- Born: 15 August 1922 Sethalapathy, Thiruvarur district, India
- Died: 6 April 2011 (aged 88)
- Genre: Indian classical music
- Occupation: Veenai player
- Instrument: Veenai

= Kalpakam Swaminathan =

Kalpakam Swaminathan (15 August 1922 - 6 April 2011) was a vainika (veena player) of Carnatic music.

==Profile==
Kalpakam was born in Sethalapathi village in the Tiruvarur district of Tamil Nadu, India. Her mother Abhayambal initiated her into the world of Carnatic music when she was eight years of age. Her tutelage continued under such prominent artists as Kallidaikuruchi Ananthakrishna Iyer, TL Venkatarama Iyer, Musiri Subramania Iyer, Budalur Krishnamurthy Shastrigal, Tiger Varadachariar and Mysore Vasudevachar.

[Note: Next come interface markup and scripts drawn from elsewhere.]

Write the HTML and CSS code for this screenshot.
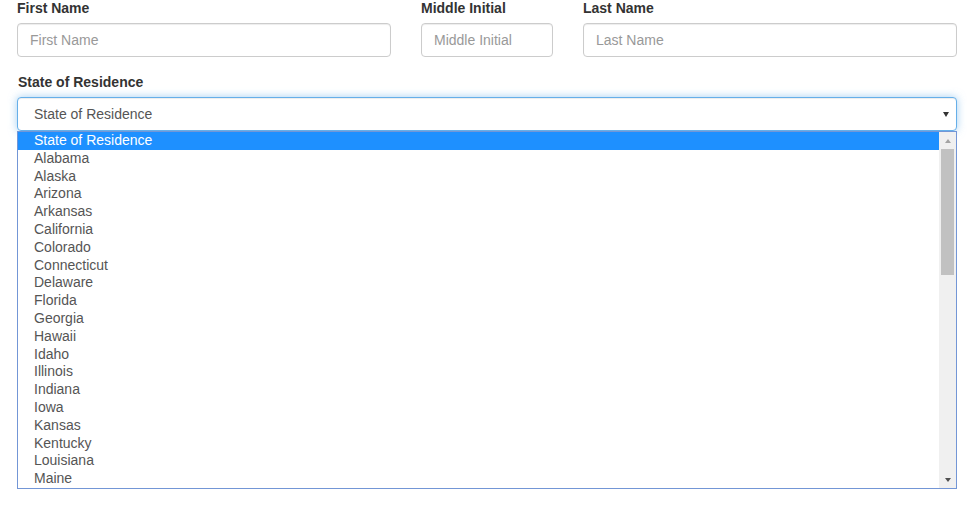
FILE: index.html
```html
<!DOCTYPE html>
<html lang="en">
<head>
<meta charset="utf-8">
<title>Form</title>
<link rel="stylesheet" href="styles.css">
</head>
<body>
<form class="form">
  <div class="name-row">
    <div class="group col-wide">
      <label class="label">First Name</label>
      <input class="control" type="text" placeholder="First Name">
    </div>
    <div class="group col-narrow">
      <label class="label">Middle Initial</label>
      <input class="control" type="text" placeholder="Middle Initial">
    </div>
    <div class="group col-wide">
      <label class="label">Last Name</label>
      <input class="control" type="text" placeholder="Last Name">
    </div>
  </div>
  <div class="group state-group">
    <label class="label">State of Residence</label>
    <div class="select-wrap">
      <div class="select">State of Residence<span class="caret"></span></div>
      <div class="dropdown">
        <ul class="options">
          <li class="option selected">State of Residence</li>
          <li class="option">Alabama</li>
          <li class="option">Alaska</li>
          <li class="option">Arizona</li>
          <li class="option">Arkansas</li>
          <li class="option">California</li>
          <li class="option">Colorado</li>
          <li class="option">Connecticut</li>
          <li class="option">Delaware</li>
          <li class="option">Florida</li>
          <li class="option">Georgia</li>
          <li class="option">Hawaii</li>
          <li class="option">Idaho</li>
          <li class="option">Illinois</li>
          <li class="option">Indiana</li>
          <li class="option">Iowa</li>
          <li class="option">Kansas</li>
          <li class="option">Kentucky</li>
          <li class="option">Louisiana</li>
          <li class="option">Maine</li>
        </ul>
        <div class="scrollbar">
          <div class="sb-btn"><span class="arrow-up"></span></div>
          <div class="thumb"></div>
          <div class="sb-space"></div>
          <div class="sb-btn"><span class="arrow-down"></span></div>
        </div>
      </div>
    </div>
  </div>
</form>
</body>
</html>
```
FILE: styles.css
```css
html, body {
  margin: 0;
  padding: 0;
  background: #ffffff;
}

body {
  min-height: 507px;
  font-family: "Liberation Sans", Arial, sans-serif;
  font-size: 14px;
  line-height: 20px;
  color: #333333;
}

.form {
  margin-top: -2px;
  padding-left: 17px;
  width: 940px;
}

.name-row {
  display: flex;
  gap: 30px;
}

.col-wide {
  width: 374px;
}

.col-narrow {
  width: 132px;
}

.group {
  margin-bottom: 15px;
}

.label {
  display: block;
  font-weight: bold;
  margin-bottom: 5px;
  color: #333333;
}

.state-group .label {
  padding-left: 1px;
}

.control {
  display: block;
  box-sizing: border-box;
  width: 100%;
  height: 34px;
  margin: 0;
  padding: 6px 12px;
  border: 1px solid #cccccc;
  border-radius: 4px;
  font-family: "Liberation Sans", Arial, sans-serif;
  font-size: 14px;
  line-height: 20px;
  color: #555555;
  background: #ffffff;
  box-shadow: inset 0 1px 1px rgba(0, 0, 0, 0.075);
  outline: none;
}

.control::placeholder {
  color: #999999;
}

.select-wrap {
  display: flex;
  flex-direction: column;
}

.select {
  box-sizing: border-box;
  height: 34px;
  padding: 6px 16px;
  border: 1px solid #66afe9;
  border-radius: 4px;
  color: #555555;
  background: #ffffff;
  box-shadow: inset 0 1px 1px rgba(0, 0, 0, 0.075), 0 0 8px rgba(102, 175, 233, 0.6);
  display: flex;
  align-items: center;
  justify-content: space-between;
}

.caret {
  width: 0;
  height: 0;
  margin-right: -9px;
  border-left: 3px solid transparent;
  border-right: 3px solid transparent;
  border-top: 5px solid #333333;
}

.dropdown {
  box-sizing: border-box;
  height: 358px;
  border: 1px solid #7396d6;
  background: #ffffff;
  display: flex;
  overflow: hidden;
}

.options {
  flex: 1;
  margin: 0;
  padding: 0;
  list-style: none;
  overflow: hidden;
}

.option {
  height: 17.8px;
  line-height: 17.8px;
  padding-left: 16px;
  color: #555555;
  white-space: nowrap;
}

.option.selected {
  background: #1e90ff;
  color: #ffffff;
}

.scrollbar {
  width: 17px;
  background: #f0f0f0;
  display: flex;
  flex-direction: column;
}

.sb-btn {
  height: 17px;
  display: flex;
  align-items: center;
  justify-content: center;
}

.arrow-up {
  width: 0;
  height: 0;
  border-left: 3.5px solid transparent;
  border-right: 3.5px solid transparent;
  border-bottom: 4px solid #a3a3a3;
}

.arrow-down {
  width: 0;
  height: 0;
  border-left: 3.5px solid transparent;
  border-right: 3.5px solid transparent;
  border-top: 4px solid #505050;
}

.thumb {
  height: 126px;
  margin: 0 2px;
  background: #c1c1c1;
}

.sb-space {
  flex: 1;
}
```
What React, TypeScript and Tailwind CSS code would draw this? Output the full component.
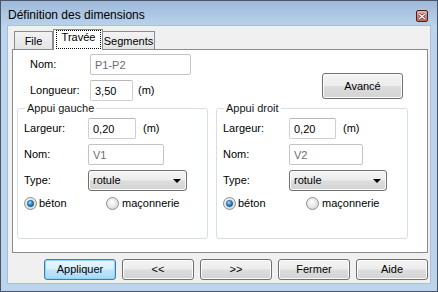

Her veena technique followed the Thanjavur baani or style which is characterized by its strong commitment to producing musical graces (gamakas) in the manner they would be rendered vocally. She had a vast repertoire of Muthuswami Dikshitar's compositions, including those from the Abhayamba, Kamalamba, Neelotpalamba and Thyagaraja vibhakti series, Vara kritis and Panchalinga series. She is considered an authority in her renditions of this composer's work. She also performed together with Gottuvadyam doyen Budalur Krishnamurthy Sastrigal on many occasions.

She was brought into the teaching profession by 'Tiger' Varadachariar. He inducted her into the teaching faculty at Kalakshetra, where she spent many years in the 1940s and 1950s. From 1964 she taught at the Tamil Nadu Government Music College (formerly Central College of Carnatic Music). She retired as a full professor in 1980. She brought up many students like Smt. Kamala Ashwathama (mother of Veenai E.Gayatri), Nirmala Rajasekar, Subadra, S. R. Padmavathi, Sujatha (Madurai AIR), L. Ramakrishnan, V. Hemalatha, Vijayalakshmi Viswanathan, K. Saraswathi Vasudev.

==Awards==
Notable awards include the Kalaimamani title from the Government of Tamil Nadu, Sangeet Natak Akademi Award from the President of India, Sangeetha Kala Acharya title of the Madras Music Academy, Sangeetha Seva Nirata awarded by Sree Thyagaraja Vidwat Samajam, Acharya Choodamani from Sri Krishna Gana Sabha in August 2005 and the Veene Sheshanna Award in July 2008.